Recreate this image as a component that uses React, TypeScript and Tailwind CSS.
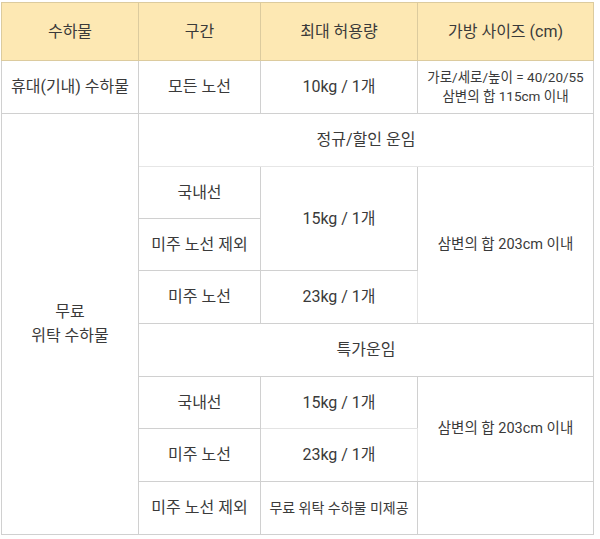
import React from "react";

const font = { fontFamily: 'Roboto, "Noto Sans CJK KR", sans-serif' };

const th = "h-[58px] border border-[#dccb9e] bg-[#fde8b3] text-[16px] font-normal text-[#3a3a3a]";
const cell = "border border-[#d0d0d0] p-0 text-center align-middle whitespace-nowrap text-[#3a3a3a]";
const td = `${cell} h-[53px] text-[16px]`;
const tdShort = `${cell} h-[52px] text-[16px]`;
const span = `${cell} text-[16px]`;

export default function App() {
    return (
        <div className="min-h-screen bg-white pt-[2px] pl-[1px]" style={font}>
            <table className="w-[592px] table-fixed border-collapse border border-[#c8c8c8]">
                <colgroup>
                    <col className="w-[137px]" />
                    <col className="w-[122px]" />
                    <col className="w-[157px]" />
                    <col className="w-[176px]" />
                </colgroup>
                <thead>
                    <tr>
                        <th className={th}>수하물</th>
                        <th className={th}>구간</th>
                        <th className={th}>최대 허용량</th>
                        <th className={th}>가방 사이즈 (cm)</th>
                    </tr>
                </thead>
                <tbody>
                    <tr>
                        <td className={td}>휴대(기내) 수하물</td>
                        <td className={td}>모든 노선</td>
                        <td className={td}>10kg / 1개</td>
                        <td className={`${cell} text-[13.5px] leading-[19px]`}>
                            가로/세로/높이 = 40/20/55
                            <br />
                            삼변의 합 115cm 이내
                        </td>
                    </tr>

                    {/* 무료 위탁 수하물 - 정규/할인 운임 */}
                    <tr>
                        <td rowSpan={8} className={`${span} leading-6`}>
                            무료
                            <br />
                            위탁 수하물
                        </td>
                        <td colSpan={3} className={`${td} border-b-[#e6e6e6]`}>정규/할인 운임</td>
                    </tr>
                    <tr>
                        <td className={tdShort}>국내선</td>
                        <td rowSpan={2} className={span}>15kg / 1개</td>
                        <td rowSpan={3} className={`${cell} border-l-[#e3e3e3] text-[14.5px]`}>삼변의 합 203cm 이내</td>
                    </tr>
                    <tr>
                        <td className={tdShort}>미주 노선 제외</td>
                    </tr>
                    <tr>
                        <td className={td}>미주 노선</td>
                        <td className={td}>23kg / 1개</td>
                    </tr>

                    {/* 특가운임 */}
                    <tr>
                        <td colSpan={3} className={td}>특가운임</td>
                    </tr>
                    <tr>
                        <td className={tdShort}>국내선</td>
                        <td className={`${tdShort} border-b-[#e3e3e3]`}>15kg / 1개</td>
                        <td rowSpan={2} className={`${cell} border-l-[#e3e3e3] text-[14.5px]`}>삼변의 합 203cm 이내</td>
                    </tr>
                    <tr>
                        <td className={td}>미주 노선</td>
                        <td className={td}>23kg / 1개</td>
                    </tr>
                    <tr>
                        <td className={td}>미주 노선 제외</td>
                        <td className={`${cell} text-[14px]`}>무료 위탁 수하물 미제공</td>
                        <td className={cell}></td>
                    </tr>
                </tbody>
            </table>
        </div>
    );
}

-=-=-=-=-

Exercise — Every line should be retyped exactly, with the pictures omitted.

Written answer —
Recreate this image as a component that uses React, TypeScript and Tailwind CSS.
import React from "react";

const font = { fontFamily: 'Roboto, "Noto Sans CJK KR", sans-serif' };

const th = "h-[58px] border border-[#dccb9e] bg-[#fde8b3] text-[16px] font-normal text-[#3a3a3a]";
const cell = "border border-[#d0d0d0] p-0 text-center align-middle whitespace-nowrap text-[#3a3a3a]";
const td = `${cell} h-[53px] text-[16px]`;
const tdShort = `${cell} h-[52px] text-[16px]`;
const span = `${cell} text-[16px]`;

export default function App() {
    return (
        <div className="min-h-screen bg-white pt-[2px] pl-[1px]" style={font}>
            <table className="w-[592px] table-fixed border-collapse border border-[#c8c8c8]">
                <colgroup>
                    <col className="w-[137px]" />
                    <col className="w-[122px]" />
                    <col className="w-[157px]" />
                    <col className="w-[176px]" />
                </colgroup>
                <thead>
                    <tr>
                        <th className={th}>수하물</th>
                        <th className={th}>구간</th>
                        <th className={th}>최대 허용량</th>
                        <th className={th}>가방 사이즈 (cm)</th>
                    </tr>
                </thead>
                <tbody>
                    <tr>
                        <td className={td}>휴대(기내) 수하물</td>
                        <td className={td}>모든 노선</td>
                        <td className={td}>10kg / 1개</td>
                        <td className={`${cell} text-[13.5px] leading-[19px]`}>
                            가로/세로/높이 = 40/20/55
                            <br />
                            삼변의 합 115cm 이내
                        </td>
                    </tr>

                    {/* 무료 위탁 수하물 - 정규/할인 운임 */}
                    <tr>
                        <td rowSpan={8} className={`${span} leading-6`}>
                            무료
                            <br />
                            위탁 수하물
                        </td>
                        <td colSpan={3} className={`${td} border-b-[#e6e6e6]`}>정규/할인 운임</td>
                    </tr>
                    <tr>
                        <td className={tdShort}>국내선</td>
                        <td rowSpan={2} className={span}>15kg / 1개</td>
                        <td rowSpan={3} className={`${cell} border-l-[#e3e3e3] text-[14.5px]`}>삼변의 합 203cm 이내</td>
                    </tr>
                    <tr>
                        <td className={tdShort}>미주 노선 제외</td>
                    </tr>
                    <tr>
                        <td className={td}>미주 노선</td>
                        <td className={td}>23kg / 1개</td>
                    </tr>

                    {/* 특가운임 */}
                    <tr>
                        <td colSpan={3} className={td}>특가운임</td>
                    </tr>
                    <tr>
                        <td className={tdShort}>국내선</td>
                        <td className={`${tdShort} border-b-[#e3e3e3]`}>15kg / 1개</td>
                        <td rowSpan={2} className={`${cell} border-l-[#e3e3e3] text-[14.5px]`}>삼변의 합 203cm 이내</td>
                    </tr>
                    <tr>
                        <td className={td}>미주 노선</td>
                        <td className={td}>23kg / 1개</td>
                    </tr>
                    <tr>
                        <td className={td}>미주 노선 제외</td>
                        <td className={`${cell} text-[14px]`}>무료 위탁 수하물 미제공</td>
                        <td className={cell}></td>
                    </tr>
                </tbody>
            </table>
        </div>
    );
}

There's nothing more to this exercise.